Dataset content >>
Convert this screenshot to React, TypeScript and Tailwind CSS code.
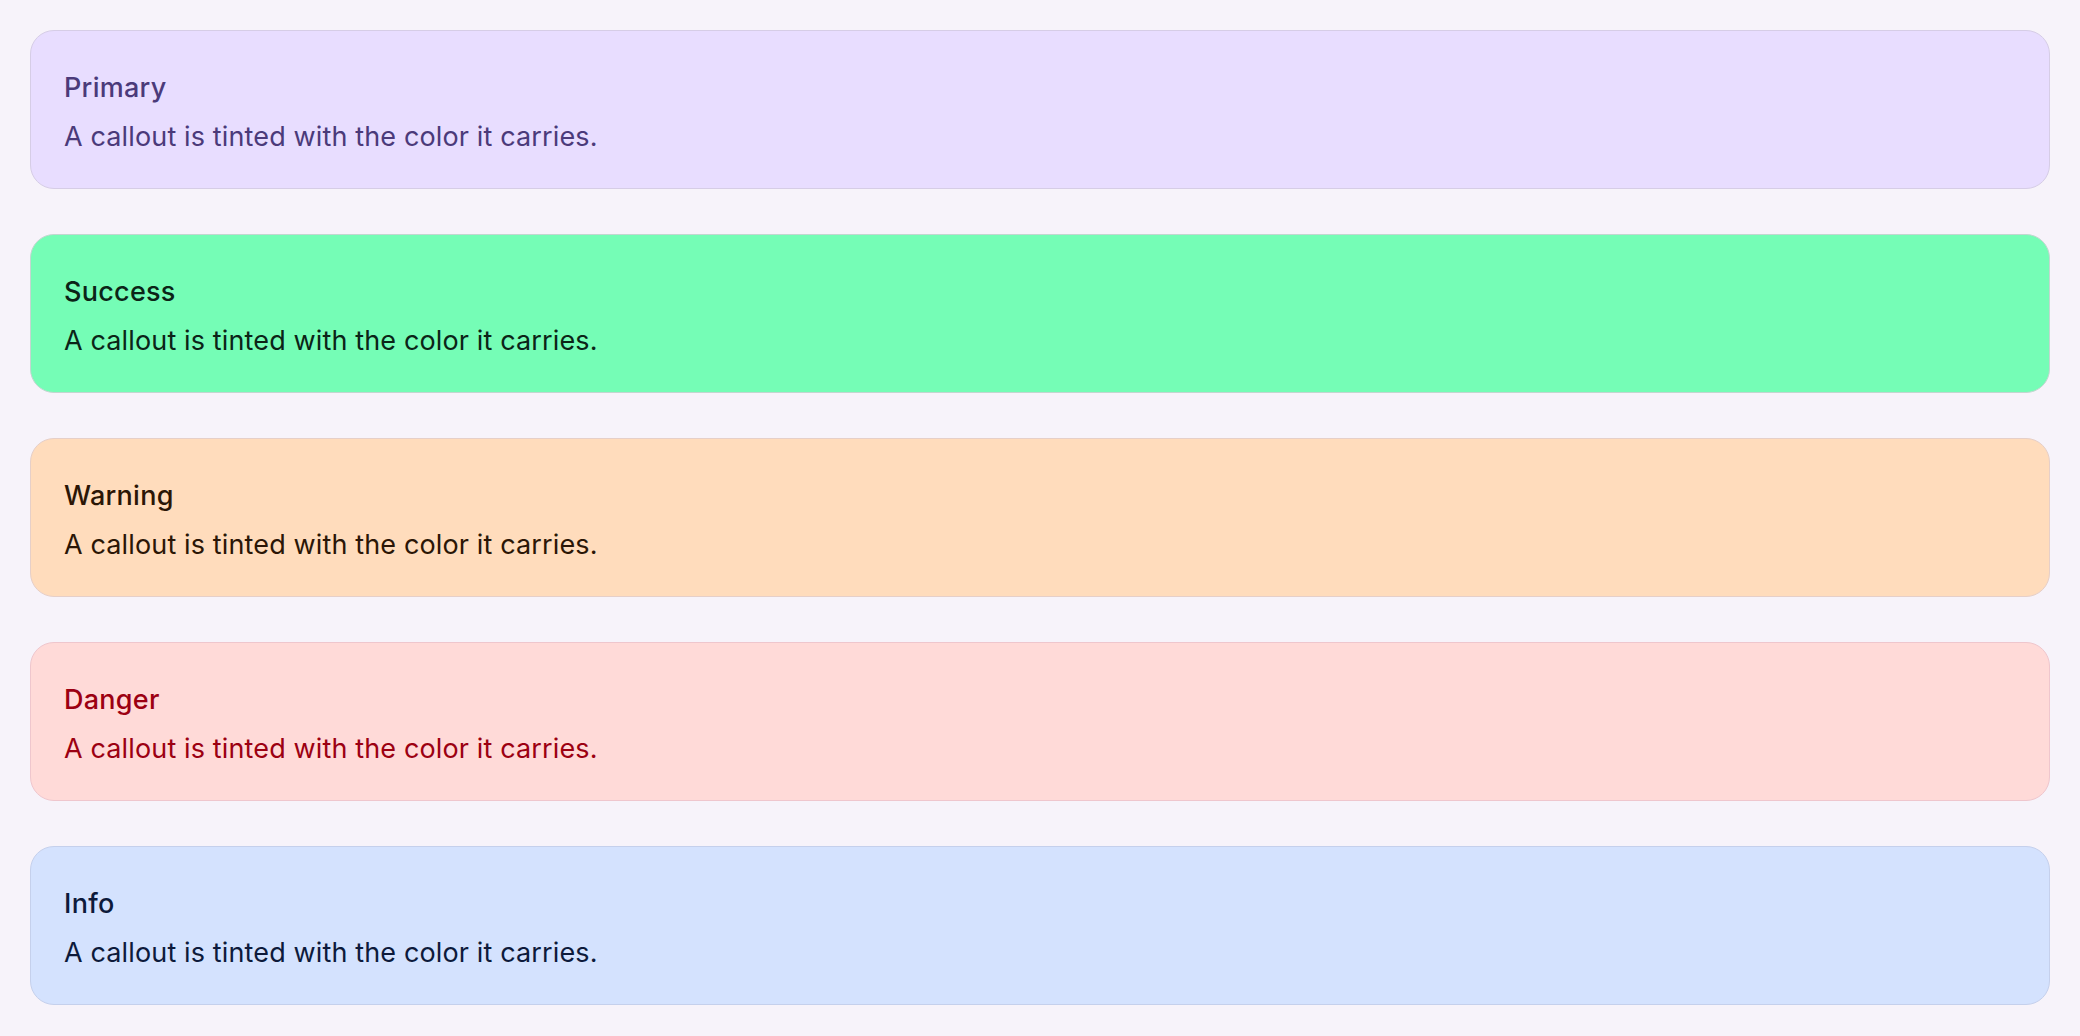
import React from 'react';

interface CalloutProps {
    title: string;
    body: string;
    tone: 'primary' | 'success' | 'warning' | 'danger' | 'info';
}

const toneClasses: Record<CalloutProps['tone'], string> = {
    primary: 'bg-[#e8ddff] border-[#d6cde6] text-[#4b3a7a]',
    success: 'bg-[#75fdb6] border-[#c3d6d0] text-[#0b2417]',
    warning: 'bg-[#ffdcbc] border-[#e6cfc8] text-[#2b1606]',
    danger: 'bg-[#ffdad8] border-[#efc6cd] text-[#9c0012]',
    info: 'bg-[#d4e2fe] border-[#c5d0ec] text-[#0d1a3b]',
};

const Callout: React.FC<CalloutProps> = ({ title, body, tone }) => (
    <div className={`rounded-3xl border pl-[33px] pr-8 pt-[37px] pb-[32px] ${toneClasses[tone]}`}>
        <div className="text-[27px] leading-[39px] tracking-[0.01em] font-medium">{title}</div>
        <p className="mt-[10px] text-[27px] leading-[39px] tracking-[0.005em]">{body}</p>
    </div>
);

const callouts: CalloutProps[] = [
    { tone: 'primary', title: 'Primary', body: 'A callout is tinted with the color it carries.' },
    { tone: 'success', title: 'Success', body: 'A callout is tinted with the color it carries.' },
    { tone: 'warning', title: 'Warning', body: 'A callout is tinted with the color it carries.' },
    { tone: 'danger', title: 'Danger', body: 'A callout is tinted with the color it carries.' },
    { tone: 'info', title: 'Info', body: 'A callout is tinted with the color it carries.' },
];

export default function App() {
    return (
        <div
            className="min-h-screen bg-[#f7f3fa] p-[30px] flex flex-col gap-[45px]"
            style={{ fontFamily: 'Inter, "Noto Sans", sans-serif' }}
        >
            {callouts.map((c) => (
                <Callout key={c.tone} {...c} />
            ))}
        </div>
    );
}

Task >> Reproduce all of the data exactly, omitting each picture it holds.

Complete answer >>
Convert this screenshot to React, TypeScript and Tailwind CSS code.
import React from 'react';

interface CalloutProps {
    title: string;
    body: string;
    tone: 'primary' | 'success' | 'warning' | 'danger' | 'info';
}

const toneClasses: Record<CalloutProps['tone'], string> = {
    primary: 'bg-[#e8ddff] border-[#d6cde6] text-[#4b3a7a]',
    success: 'bg-[#75fdb6] border-[#c3d6d0] text-[#0b2417]',
    warning: 'bg-[#ffdcbc] border-[#e6cfc8] text-[#2b1606]',
    danger: 'bg-[#ffdad8] border-[#efc6cd] text-[#9c0012]',
    info: 'bg-[#d4e2fe] border-[#c5d0ec] text-[#0d1a3b]',
};

const Callout: React.FC<CalloutProps> = ({ title, body, tone }) => (
    <div className={`rounded-3xl border pl-[33px] pr-8 pt-[37px] pb-[32px] ${toneClasses[tone]}`}>
        <div className="text-[27px] leading-[39px] tracking-[0.01em] font-medium">{title}</div>
        <p className="mt-[10px] text-[27px] leading-[39px] tracking-[0.005em]">{body}</p>
    </div>
);

const callouts: CalloutProps[] = [
    { tone: 'primary', title: 'Primary', body: 'A callout is tinted with the color it carries.' },
    { tone: 'success', title: 'Success', body: 'A callout is tinted with the color it carries.' },
    { tone: 'warning', title: 'Warning', body: 'A callout is tinted with the color it carries.' },
    { tone: 'danger', title: 'Danger', body: 'A callout is tinted with the color it carries.' },
    { tone: 'info', title: 'Info', body: 'A callout is tinted with the color it carries.' },
];

export default function App() {
    return (
        <div
            className="min-h-screen bg-[#f7f3fa] p-[30px] flex flex-col gap-[45px]"
            style={{ fontFamily: 'Inter, "Noto Sans", sans-serif' }}
        >
            {callouts.map((c) => (
                <Callout key={c.tone} {...c} />
            ))}
        </div>
    );
}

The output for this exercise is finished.